Yes, they achieved a swing of over thirty-four per cent from the incumbent party, certainly their biggest since Christchurch in 1993. But I ask again: what difference does it make, numerically speaking?

It was in the middle of a parliamentary term. Some in the Liberati may be pooh-poohing the concept at the moment, but there is definitely such a thing as the 'Mid-term Blues', when the voters of a particular area - given the opportunity - will displace the ruling party in a shot across the bows of the government of the day, warning them to pay attention to what their core support expects of them.

It was a by-election. Of course the LibDems do well in by-elections in Tory seats, particularly when those seats are in areas which would never be seen to vote Labour unless that party had become so etiolated and de-spunkified as to offer no threat at all to the dominant givens of our days. And even under the ideology of Forensic Blairism-Starmerism, they still can't do it. Admittedly, the LDs came from third place here, which has never happened in a Tory-held seat but did happen twice in Labour seats in 2003-04 (Brent East and Leicester South, for the record).

As regular readers will know, I count myself as an amateur student of electoral politics. So amateur, in fact, that every prediction I have made about general elections since 2010 has been so woefully wide of the mark as to qualify me to draw up economic forecasts.

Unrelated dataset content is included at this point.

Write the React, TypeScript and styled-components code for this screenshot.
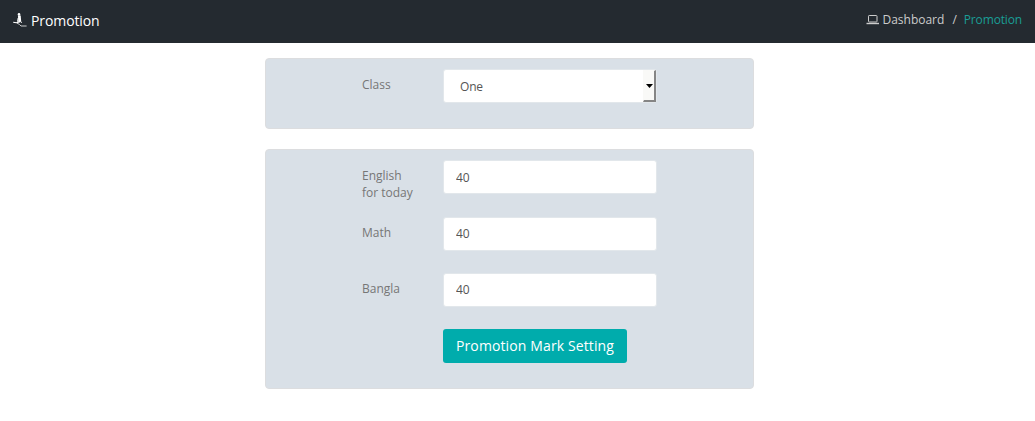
import React from "react";
import styled, { createGlobalStyle } from "styled-components";

const GlobalStyle = createGlobalStyle`
  *, *::before, *::after { box-sizing: border-box; }
  body {
    margin: 0;
    background: #fff;
    color: #767676;
    font-family: "Open Sans", sans-serif;
    font-size: 12px;
    line-height: 17px;
  }
`;

const Header = styled.header`
  display: flex;
  align-items: flex-start;
  justify-content: space-between;
  height: 43px;
  padding: 11px 13px 0 12px;
  background: #242a30;
`;

const Title = styled.h1`
  display: flex;
  margin: 0;
  gap: 3px;
  color: #fff;
  font-size: 14px;
  font-weight: 400;
  line-height: 20px;
  letter-spacing: -0.1px;
`;

const TitleIcon = styled.svg`
  width: 16px;
  height: 16px;
  margin-top: 1px;
`;

const Breadcrumb = styled.nav`
  display: flex;
  color: #ccc;
`;

const Crumb = styled.a<{ $active?: boolean }>`
  display: flex;
  gap: 2px;
  color: ${(p) => (p.$active ? "#1a9e96" : "#ccc")};
  letter-spacing: ${(p) => (p.$active ? "-0.15px" : "0")};
`;

const LaptopIcon = styled.svg`
  width: 14px;
  height: 12px;
  margin-top: 3px;
`;

const Separator = styled.span`
  padding: 0 7px 0 8px;
`;

const Content = styled.main`
  display: flex;
  flex-direction: column;
  gap: 20px;
  width: 489px;
  margin: 15px 0 0 265px;
`;

const Panel = styled.form<{ $height: number }>`
  display: flex;
  flex-direction: column;
  align-items: flex-start;
  height: ${(p) => p.$height}px;
  padding: 10px 96px;
  background: #d9e0e7;
  border: 1px solid #dcdddf;
  border-radius: 4px;
`;

const Row = styled.div<{ $gap?: number }>`
  display: grid;
  grid-template-columns: 54px 214px;
  column-gap: 27px;
  align-items: start;
  margin-bottom: ${(p) => p.$gap ?? 0}px;
`;

const Label = styled.label`
  padding-top: 7px;
`;

const Input = styled.input<{ $raised?: boolean }>`
  width: 214px;
  height: 34px;
  padding: ${(p) => (p.$raised ? "5px 12px 7px" : "6px 12px")};
  color: #555;
  background: #fff;
  border: 1px solid #e2e7eb;
  border-radius: 3px;
  font: inherit;
`;

const Select = styled.button`
  display: flex;
  align-items: stretch;
  justify-content: space-between;
  width: 214px;
  height: 34px;
  padding: 0 0 0 16px;
  color: #555;
  background: #fff;
  border: 1px solid #e2e7eb;
  border-radius: 3px;
  font: inherit;
  text-align: left;
`;

const SelectValue = styled.span`
  padding-top: 8px;
  letter-spacing: -0.2px;
`;

const SelectArrow = styled.span`
  display: flex;
  align-items: center;
  justify-content: center;
  width: 13px;
  background: #f9f9f7;
  border: 1px solid #f9f9f7;
  border-right: 2px solid #858585;
  border-bottom: 2px solid #858585;
`;

const Submit = styled.button`
  height: 34px;
  width: 184px;
  margin-left: 81px;
  padding: 0;
  color: #fff;
  background: #00acac;
  border: 0;
  border-radius: 3px;
  font: 14px/20px "Open Sans", sans-serif;
  letter-spacing: 0.12px;
`;

const subjects = [
  { name: "English for today", mark: "40", gap: 16 },
  { name: "Math", mark: "40", gap: 22, raised: true },
  { name: "Bangla", mark: "40", gap: 22, raised: true },
];

export default function App() {
  return (
    <>
      <GlobalStyle />
      <Header>
        <Title>
          <TitleIcon viewBox="0 0 16 16" fill="none" stroke="#fff">
            <circle cx="7" cy="2.4" r="1.3" fill="#fff" stroke="none" />
            <path d="M7.3 3.5 7.8 9.8" strokeWidth="2.8" />
            <path d="M6.2 6 5.6 9.6M1.2 10.2l3.2.6 4-1.2" strokeWidth="1.1" />
            <path d="M4.8 11l2.6 1.4 1.6 1.6h5.6M8.8 9.4l1 1.6" strokeWidth=".9" stroke="#ddd" />
          </TitleIcon>
          Promotion
        </Title>
        <Breadcrumb>
          <Crumb>
            <LaptopIcon viewBox="0 0 14 12" fill="none" stroke="#ccc">
              <rect x="2.5" y="1.5" width="8.5" height="6.5" rx="0.7" />
              <path d="M.5 9.5h12.5" strokeWidth="1.4" />
            </LaptopIcon>
            Dashboard
          </Crumb>
          <Separator>/</Separator>
          <Crumb $active>Promotion</Crumb>
        </Breadcrumb>
      </Header>
      <Content>
        <Panel $height={71}>
          <Row>
            <Label>Class</Label>
            <Select type="button">
              <SelectValue>One</SelectValue>
              <SelectArrow>
                <svg width="7" height="4" viewBox="0 0 7 4">
                  <path d="M0 0h7L3.5 4z" fill="#000" />
                </svg>
              </SelectArrow>
            </Select>
          </Row>
        </Panel>
        <Panel $height={240}>
          {subjects.map((s) => (
            <Row key={s.name} $gap={s.gap}>
              <Label>{s.name}</Label>
              <Input defaultValue={s.mark} $raised={s.raised} />
            </Row>
          ))}
          <Submit type="button">Promotion Mark Setting</Submit>
        </Panel>
      </Content>
    </>
  );
}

(The ever-admirable Professor Mark Blyth has made the point that no economic forecast ever turns out to be accurate, because the forecast - once made more widely known - changes people's behaviour, obeying the fundamental physical principle that the thing observed changes with the observation of it, hence rendering a key assumption of the original forecast utterly useless)

So it was that I spent a few hours on Friday looking back at the Liberal Democrats' by-election triumphs since 1990 (when the rump SDP was wiped out), and found that nearly all of those victories turned out to be Pyrrhic.

Not counting the current parliament, the LibDems took ten seats from the Conservatives. Of those, six - Eastbourne, Ribble Valley, Kincardine & Deeside, Christchurch, Richmond Park and Brecon & Radnorshire - reverted to type at the subsequent general election (although Eastbourne was regained in 2010, lost in 2015 and regained briefly between 2017 and 2019; and Richmond Park was grabbed back from the Tories in 2019).

Of the remaining four, the LibDems held on to Newbury until 2005 and to Eastleigh until 2015, and two constituencies - Littleborough & Saddleworth and Romsey - have since been abolished.

Not an exhilarating record of success, all things told.

Besides which, I ask again: what has changed? Oh sure, Alexander Boris De Pfeffel may be on his way out before too long (one way in which the Right will always triumph in the medium- to long-term is their utter ruthlessness in ridding themselves of useless leaders, as if putting down an old horse or servant). But looking at the potential replacements, we have Murdoch's glove-puppet (Gove), a footling airhead (Truss) and a smirking sociopath (Patel). Not exactly confidence-inspiring, is it? The people of England at least (and they are the only ones who matter, determining as they do the governing party at every election) have - as one wag put it - a choice between the Conservative Party and two parties whose current leaders were knighted by Tory governments. If the laws against incest applied to politics, there'd be an awful lot of them either locked up or on some sort of register.

And on top of everything else, there is nothing - for all of Sir Edward's boasting and vaunting now - which will prevent his party from becoming yet again the willing accomplices of another régime of 'austerity', privatisation and removal of fundamental liberties so long as there's a red box and a limousine in it for them.

"Freedland! Stop slouching in your seat, boy! And stop looking so miserable! I thought that this was what you wanted? Miss Toynbee, what are you crying for?"